Ernst Ludwig Kirchner, einer der führenden Vertreter des deutschen Expressionismus suizidierte sich 1938. In seiner Biographie finden sich Anhaltspunkte dafür, daß seiner suizidalen Entwicklung eine Narzißtische Persönlichkeitsstörung zugrundeliegt, deren Nachweis hier anhand der diagnostischen Kriterien des DSM III R erfolgt. Mit Hilfe von Kernbergs Ausarbeitung zur Narzißtischen Persönlichkeitsstörung wird anschließend auf deskriptiver Ebene die Symptomatik von Kirchners Psychopathologie, insbesondere seiner Art de Beziehungsgestaltung, beschrieben und daraus deren Struktur, Psychodynamik und mögliche Genese entwickelt. Auf der Grundlage des so gewonnenen psychodynamischen Verständnisses schließt sich eine Analyse von Kirchners Suizidalität an, symptomatisch nach Pöldinger, bzw. Götze, und Ringel, psychoanalytisch fundiert anhand der Aggressionstheorie (Freud, Abraham) und der Narzißmustheorie (Henseler). Es folgt eine Herausarbeitung des Stellenwerts der Kunst in Kirchners Psychodynamik und damit in seiner Suizidalität.
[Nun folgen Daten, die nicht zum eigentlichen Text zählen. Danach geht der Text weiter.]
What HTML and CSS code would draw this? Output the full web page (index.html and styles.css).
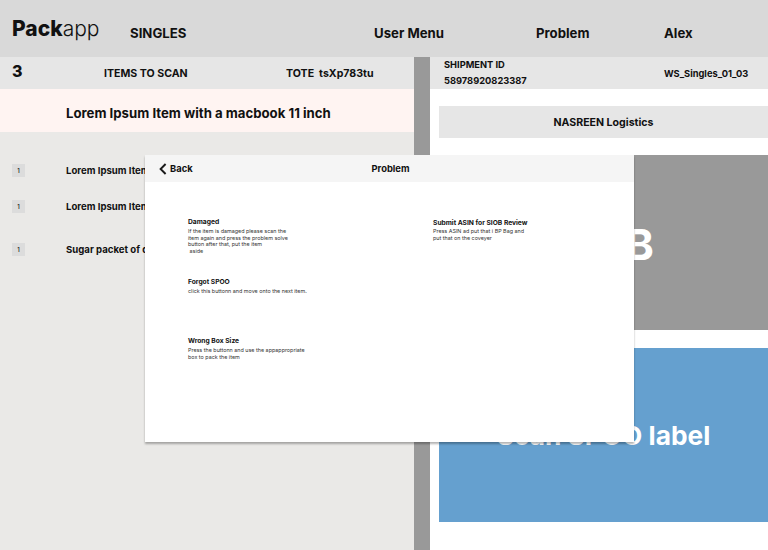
FILE: index.html
```html
<!DOCTYPE html>
<html lang="en">
<head>
<meta charset="utf-8">
<title>Packapp</title>
<link rel="stylesheet" href="styles.css">
</head>
<body>
<div class="app">
  <header class="topbar">
    <div class="logo"><b>Pack</b>app</div>
    <div class="nav-singles">SINGLES</div>
    <div class="nav-user">User Menu</div>
    <div class="nav-problem">Problem</div>
    <div class="nav-alex">Alex</div>
  </header>
  <div class="columns">
    <section class="left">
      <div class="strip">
        <span class="count">3</span>
        <span class="to-scan">ITEMS TO SCAN</span>
        <span class="tote">TOTE&nbsp; tsXp783tu</span>
      </div>
      <div class="current">Lorem Ipsum Item with a macbook 11 inch</div>
      <ul class="items">
        <li class="item"><span class="qty">1</span><span class="name">Lorem Ipsum Item</span></li>
        <li class="item"><span class="qty">1</span><span class="name">Lorem Ipsum Item</span></li>
        <li class="item item-last"><span class="qty">1</span><span class="name">Sugar packet of d</span></li>
      </ul>
    </section>
    <div class="divider"></div>
    <section class="right">
      <div class="shipment">
        <div class="ship-id">
          <div>SHIPMENT ID</div>
          <div>58978920823387</div>
        </div>
        <div class="station">WS_Singles_01_03</div>
      </div>
      <div class="panels">
        <div class="carrier">NASREEN Logistics</div>
        <div class="scan scan-gray">SIOB</div>
        <div class="scan scan-blue">Scan SPOO label</div>
      </div>
    </section>
  </div>
</div>
<div class="modal">
  <div class="modal-head">
    <div class="back">
      <svg class="chev" width="8" height="12" viewBox="0 0 8 12" aria-hidden="true"><path d="M6.6 1 1.6 6l5 5" fill="none" stroke="#1a1a1a" stroke-width="1.9"/></svg>
      <span>Back</span>
    </div>
    <div class="modal-title">Problem</div>
  </div>
  <div class="modal-body">
    <div class="col-a">
      <div class="opt opt-damaged">
        <h3>Damaged</h3>
        <p>If the item is damaged please scan the<br>item again and press the problem solve<br>button after that, put the item<br>&nbsp;aside</p>
      </div>
      <div class="opt opt-forgot">
        <h3>Forgot SPOO</h3>
        <p>click this buttonn and move onto the next item.</p>
      </div>
      <div class="opt">
        <h3>Wrong Box Size</h3>
        <p>Press the buttonn and use the appappropriate<br>box to pack the item</p>
      </div>
    </div>
    <div class="col-b">
      <div class="opt opt-asin">
        <h3>Submit ASIN for SIOB Review</h3>
        <p>Press ASIN ad put that i BP Bag and<br>put that on the coveyer</p>
      </div>
    </div>
  </div>
</div>
</body>
</html>
```
FILE: styles.css
```css
* { box-sizing: border-box; }
html, body { margin: 0; padding: 0; }
body {
  width: 768px;
  height: 550px;
  overflow: hidden;
  position: relative;
  font-family: Inter, "Liberation Sans", sans-serif;
  color: #111;
  background: #fff;
}
.app { display: flex; flex-direction: column; height: 550px; }

.topbar {
  height: 57px;
  background: #d9d9d9;
  display: flex;
  align-items: flex-start;
  font-weight: 700;
  font-size: 13.2px;
  line-height: 17px;
  padding: 25px 0 0 12px;
  flex: none;
}
.logo {
  font-size: 21px;
  line-height: 26px;
  font-weight: 300;
  margin-top: -9px;
  width: 118px;
}
.logo b { font-weight: 800; }
.nav-singles { width: 244px; }
.nav-user { width: 162px; }
.nav-problem { width: 128px; }

.columns { display: flex; flex: 1; min-height: 0; }
.left { width: 414px; background: #eae9e7; flex: none; }
.divider { width: 16px; background: #999; flex: none; }
.right { flex: 1; min-width: 0; }

.strip {
  height: 32px;
  background: #e6e6e6;
  display: flex;
  align-items: center;
  font-size: 10.6px;
  font-weight: 700;
  padding-left: 12px;
}
.count { font-size: 16px; font-weight: 800; width: 92px; margin-top: -5px; }
.to-scan { width: 182px; }
.current {
  height: 43px;
  background: #fff4f2;
  padding: 5px 0 0 66px;
  display: flex;
  align-items: center;
  font-size: 13.2px;
  font-weight: 700;
}
.items { list-style: none; margin: 0; padding: 32px 0 0 12px; }
.item {
  display: flex;
  align-items: center;
  height: 13px;
  margin-bottom: 23px;
  font-size: 9.6px;
  font-weight: 700;
  white-space: nowrap;
}
.item-last { margin-top: 30px; }
.name { margin-top: -1px; }
.qty {
  width: 13px;
  height: 13px;
  background: #dcdcdc;
  font-size: 6px;
  font-weight: 500;
  display: flex;
  align-items: center;
  justify-content: center;
  margin-right: 41px;
}

.shipment {
  height: 32px;
  background: #e6e6e6;
  display: flex;
  align-items: center;
  padding-left: 14px;
  font-size: 9.3px;
  font-weight: 700;
}
.ship-id { width: 220px; line-height: 16px; margin-top: -1px; }
.panels { padding: 17px 0 0 9px; }
.carrier {
  height: 32px;
  background: #e6e6e6;
  display: flex;
  align-items: center;
  justify-content: center;
  font-size: 10.6px;
  font-weight: 700;
  margin-bottom: 17px;
}
.scan {
  display: flex;
  align-items: center;
  justify-content: center;
  color: #fff;
  font-weight: 700;
}
.scan-gray { height: 175px; background: #999; font-size: 42.5px; margin-bottom: 18px; padding-top: 4px; }
.scan-blue { height: 174px; background: #65a0cf; font-size: 26.3px; }

.modal {
  position: absolute;
  left: 145px;
  top: 155px;
  width: 489px;
  height: 287px;
  background: #fff;
  box-shadow: 0 2px 2px rgba(0,0,0,.3);
}
.modal-head {
  height: 27px;
  background: #f5f5f5;
  position: relative;
  display: flex;
  align-items: center;
  justify-content: center;
  font-size: 9.4px;
  font-weight: 700;
  padding-left: 2px;
}
.back {
  position: absolute;
  left: 14px;
  top: 0;
  height: 27px;
  display: flex;
  align-items: center;
  gap: 3px;
}
.modal-body { display: flex; padding: 36px 0 0 43px; }
.col-a { width: 245px; }
.opt h3 { margin: 0; font-size: 6.7px; line-height: 9px; font-weight: 700; }
.opt p { margin: 0; font-size: 5.4px; line-height: 6.6px; color: #333; padding-top: 1px; }
.opt-damaged { height: 60px; }
.opt-forgot { height: 59px; }
.opt-asin { padding-top: 1px; }
.opt-asin p { padding-top: 0; }
```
Begründet in dem Erleben einer versagenden Mutter zieht sich Kirchner schon als Kind vor der bedrohlichen Umwelt in seine eigene Welt des Zeichnens zurück, hierbei unterstützt durch den Vater. Die Kunst wird narzißtisches Objekt des guten väterlichen Introjekts, dem gespalten der strenge, autoritäre Vater gegenübersteht. Wird anfangs in der Kunst der Triumph über diesen ausgelebt und hierdurch auch, ergänzt durch umfangreiche narzißtische Unterstützung, die erste suizidale Krise überwunden, ist seine Arbeit später nur noch Instrument zur Einforderung narzißtischer Bestätigung und verliert so ihren psychisch protektiven Charakter. Die zweite Krise endet im Suizid.
Der Niederschlag dieser Psychodynamik in Kirchners Kunstwerken läßt sich sowohl allgemein, als auch an Einzelbeispielen nachvollziehen. Nicht nur ergeben sich hieraus umfangreiche weiterführende Interpretationsansätze zu Kirchners Oeuvre. Auch zum psychoanalytischen Verständnis künstlerischer Arbeit überhaupt ermöglicht Kirchner einen wahrscheinlich exemplarischen Zugang.